Yeah, Stark thought. If either of us still have jobs tomorrow.
Chapter 10
Touched by Shadows
Peter Vogt could hardly claim he had no rooms to let, and dared not deny Ravyn’s occupancy after the room had been paid for, but the expression in his obsidian eyes belied a toothy grin and a gregarious attitude of bonhomie. He was obviously not happy about sheltering a policeman beneath his roof. Earlier in the day, when Ravyn had lunched at the old pub, Vogt was nowhere around, probably over in Denby Marsh, said Peg, the young girl who gave him a room.

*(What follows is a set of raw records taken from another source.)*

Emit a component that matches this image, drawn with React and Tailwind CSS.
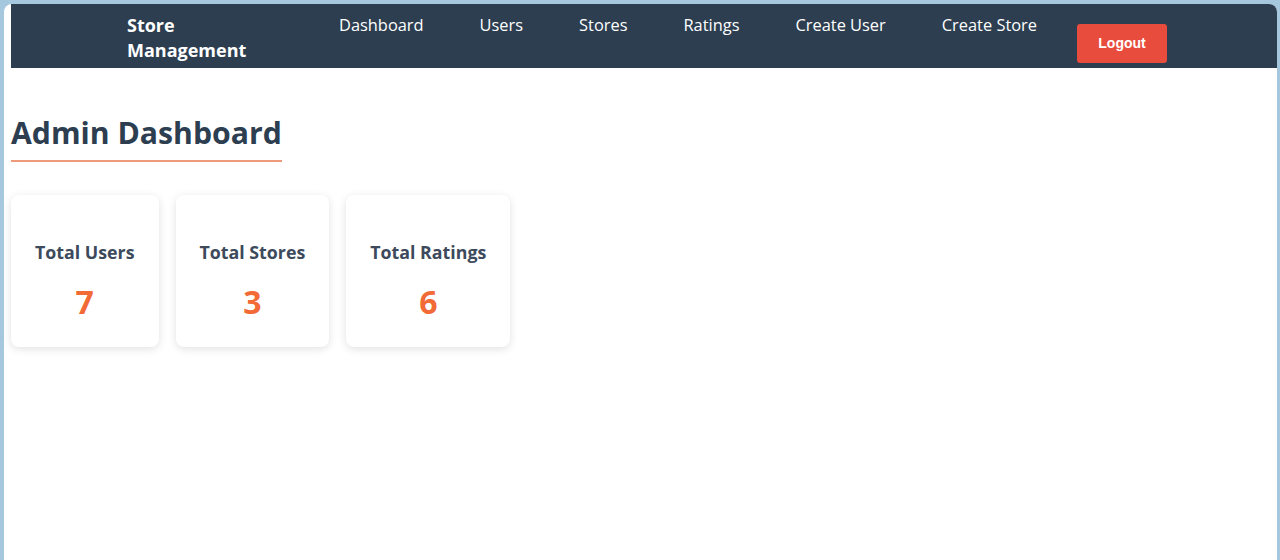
import React from "react";

export default function App() {
  const links = ["Dashboard", "Users", "Stores", "Ratings", "Create User", "Create Store"];
  const stats = [
    ["Total Users", "7"],
    ["Total Stores", "3"],
    ["Total Ratings", "6"],
  ];
  return (
    <div className="h-[560px] overflow-hidden bg-[#a6c8de] pl-1 pt-1 pr-[3px]" style={{ fontFamily: '"Open Sans", "Noto Sans", sans-serif' }}>
      <div className="h-full bg-white rounded-t-lg pl-[7px]">
        <nav className="h-16 bg-[#2c3e50] rounded-tr-lg flex items-start pl-[116px]">
          <div className="w-[212px] mt-[9px] text-white font-bold text-[18px] leading-[25px]">
            Store<br />Management
          </div>
          <ul className="flex gap-[56px] mt-[9px]">
            {links.map((l) => (
              <li key={l} className="text-white text-[16.4px] leading-[24px]">{l}</li>
            ))}
          </ul>
          <button
            className="ml-[40px] mt-[20px] w-[90px] h-[39px] rounded-[3px] bg-[#e74c3c] text-white font-bold text-[14px]"
            style={{ fontFamily: '"Liberation Sans", Arial, sans-serif' }}
          >
            Logout
          </button>
        </nav>
        <main>
          <h1 className="inline-block mt-[45px] text-[30.2px] leading-[40px] font-bold text-[#2c3e50] pb-[7px] border-b-2 border-[#ef9a78]">
            Admin Dashboard
          </h1>
          <div className="flex gap-[17px] mt-[33px]">
            {stats.map(([t, n]) => (
              <div key={t} className="bg-white rounded-lg shadow-[0_2px_8px_rgba(0,0,0,0.12)] px-6 pt-[44px] pb-[25px] text-center">
                <div className="text-[17.8px] leading-[26px] font-bold text-[#3d4a5c]">{t}</div>
                <div className="mt-[17px] text-[32px] leading-[40px] font-bold text-[#f26a35]">{n}</div>
              </div>
            ))}
          </div>
        </main>
      </div>
    </div>
  );
}
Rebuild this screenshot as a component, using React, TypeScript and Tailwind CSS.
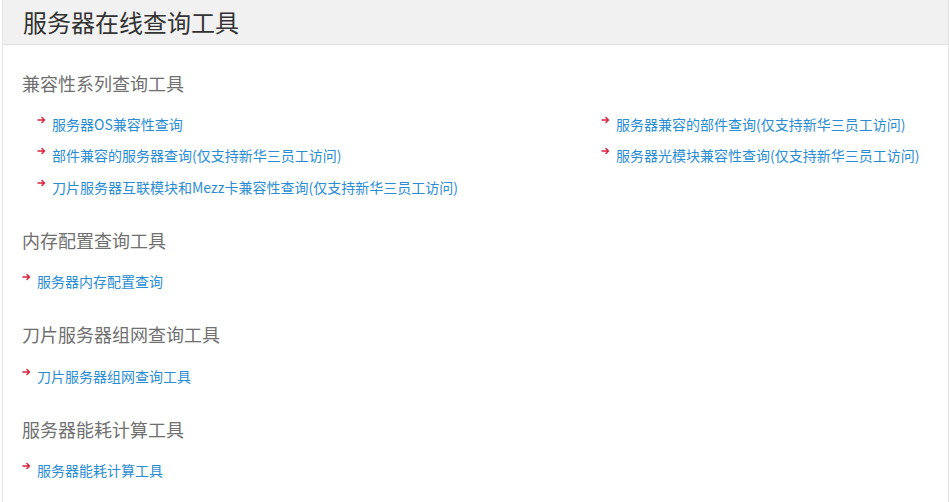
import React from "react";

const Arrow = () => (
  <svg width="9" height="8" viewBox="0 0 9 8" className="shrink-0 mt-[-8px]">
    <path d="M0.5 4H7.5M4.5 1L7.5 4L4.5 7" stroke="#d9203a" strokeWidth="1.3" fill="none" />
  </svg>
);

const LinkItem = ({ text }: { text: string }) => (
  <div className="flex items-center gap-[6px] h-[31.5px]">
    <Arrow />
    <a className="text-[14px] text-[#2a8dd4] leading-none cursor-pointer">{text}</a>
  </div>
);

const SectionTitle = ({ text }: { text: string }) => (
  <h2 className="text-[18px] text-[#707070] leading-[18px]">{text}</h2>
);

export default function App() {
  return (
    <div
      className="ml-[2px] w-[947px] h-[502px] border-l border-r border-[#e3e3e3] bg-white overflow-hidden"
      style={{ fontFamily: '"Microsoft YaHei", "Noto Sans CJK SC", "Noto Sans", sans-serif' }}
    >
      <div className="h-[45px] bg-[#f1f1f1] border-b border-[#e0e0e0] flex items-center pl-[20px]">
        <h1 className="text-[24px] text-[#333] leading-none">服务器在线查询工具</h1>
      </div>
      <div className="pl-[19px]">
        <div className="pt-[29px]">
          <SectionTitle text="兼容性系列查询工具" />
          <div className="pl-[15px] pt-[16px] grid grid-cols-[564px_1fr]">
            <div>
              <LinkItem text="服务器OS兼容性查询" />
              <LinkItem text="部件兼容的服务器查询(仅支持新华三员工访问)" />
              <LinkItem text="刀片服务器互联模块和Mezz卡兼容性查询(仅支持新华三员工访问)" />
            </div>
            <div>
              <LinkItem text="服务器兼容的部件查询(仅支持新华三员工访问)" />
              <LinkItem text="服务器光模块兼容性查询(仅支持新华三员工访问)" />
            </div>
          </div>
        </div>
        <div className="pt-[28px]">
          <SectionTitle text="内存配置查询工具" />
          <div className="pt-[17px]">
            <LinkItem text="服务器内存配置查询" />
          </div>
        </div>
        <div className="pt-[28px]">
          <SectionTitle text="刀片服务器组网查询工具" />
          <div className="pt-[17px]">
            <LinkItem text="刀片服务器组网查询工具" />
          </div>
        </div>
        <div className="pt-[28px]">
          <SectionTitle text="服务器能耗计算工具" />
          <div className="pt-[17px]">
            <LinkItem text="服务器能耗计算工具" />
          </div>
        </div>
      </div>
    </div>
  );
}
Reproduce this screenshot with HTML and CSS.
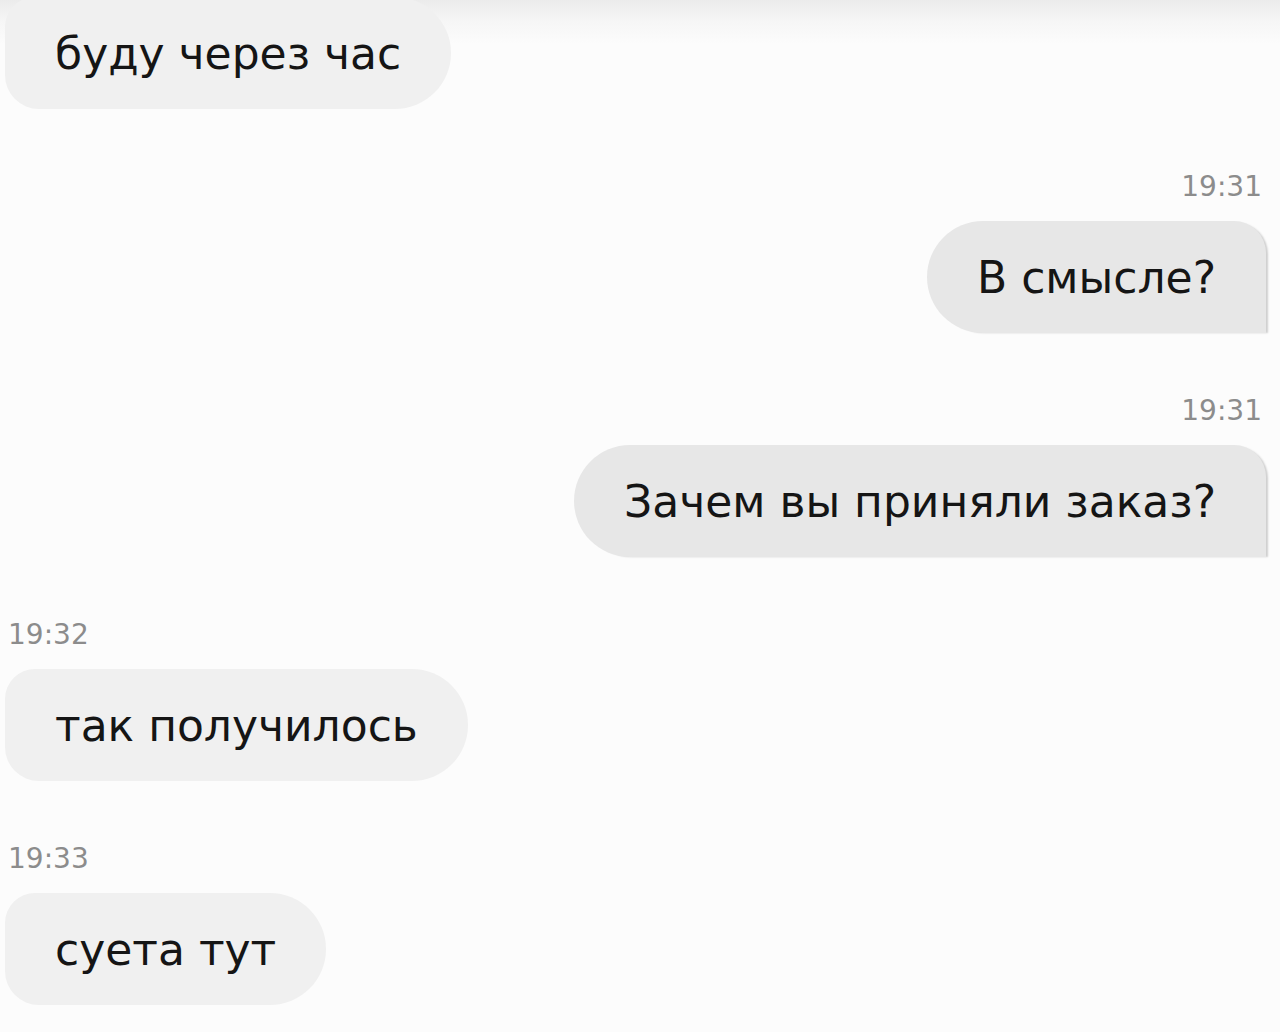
FILE: index.html
```html
<!DOCTYPE html>
<html lang="ru">
<head>
    <meta charset="UTF-8">
    <meta name="viewport" content="width=device-width, initial-scale=1.0">
    <title>Чат</title>
    <link rel="stylesheet" href="styles.css">
</head>
<body>
    <div class="chat">
        <!-- Входящее -->
        <div class="msg in first">
            <div class="bubble">буду через час</div>
        </div>

        <!-- Исходящие -->
        <div class="msg out">
            <div class="time">19:31</div>
            <div class="bubble">В смысле?</div>
        </div>
        <div class="msg out">
            <div class="time">19:31</div>
            <div class="bubble">Зачем вы приняли заказ?</div>
        </div>

        <div class="msg in">
            <div class="time">19:32</div>
            <div class="bubble">так получилось</div>
        </div>
        <div class="msg in">
            <div class="time">19:33</div>
            <div class="bubble">суета тут</div>
        </div>
    </div>
</body>
</html>
```

FILE: styles.css
```css
/* Сброс */
* {
    margin: 0;
    padding: 0;
    box-sizing: border-box;
}

body {
    font-family: "DejaVu Sans", "Open Sans", sans-serif;
    background: linear-gradient(to bottom, #ebebeb 0, #f6f6f6 22px, #fcfcfc 44px);
    color: #151515;
    height: 100vh;
    overflow: hidden;
}

/* Лента сообщений */
.chat {
    display: flex;
    flex-direction: column;
    padding: 0 14px 0 5px;
}

.msg {
    display: flex;
    flex-direction: column;
    margin-top: 58px;
}

.msg.first {
    margin-top: -3px;
}

.msg.in {
    align-items: flex-start;
}

.msg.out {
    align-items: flex-end;
}

/* Время */
.time {
    font-size: 28px;
    line-height: 40px;
    height: 40px;
    color: #8c8c8c;
    margin-bottom: 14px;
}

.msg.in .time {
    padding-left: 3px;
}

.msg.out .time {
    padding-right: 4px;
}

/* Пузыри */
.bubble {
    height: 112px;
    padding: 0 50px;
    display: flex;
    align-items: center;
    font-size: 44px;
    white-space: nowrap;
}

.msg.in .bubble {
    background-color: #f0f0f0;
    border-radius: 30px 56px 56px 34px;
}

.msg.out .bubble {
    background-color: #e7e7e7;
    border-radius: 56px 32px 0 56px;
    box-shadow: 3px 1px 2px -1px rgba(0, 0, 0, 0.18);
}
```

Evening had set in, but the pub was still sparsely populated. In homes and cottages, supper was being eaten, and those who worked outside the village were still motoring in from ‘foreign parts.’ Aside from Ravyn, seated at a dim corner table, Vogt standing before him, and Peg behind the bar, the only others were Lebbie Rodgers and two of his mates in an opposite corner, sullenly sucking dark pints and casting darker looks toward the stranger in their midst.
“Sorry to have missed you this afternoon, Chief Inspector, but I had to be away,” Vogt said. “Had some errands to run, people to see over in Denby Marsh.”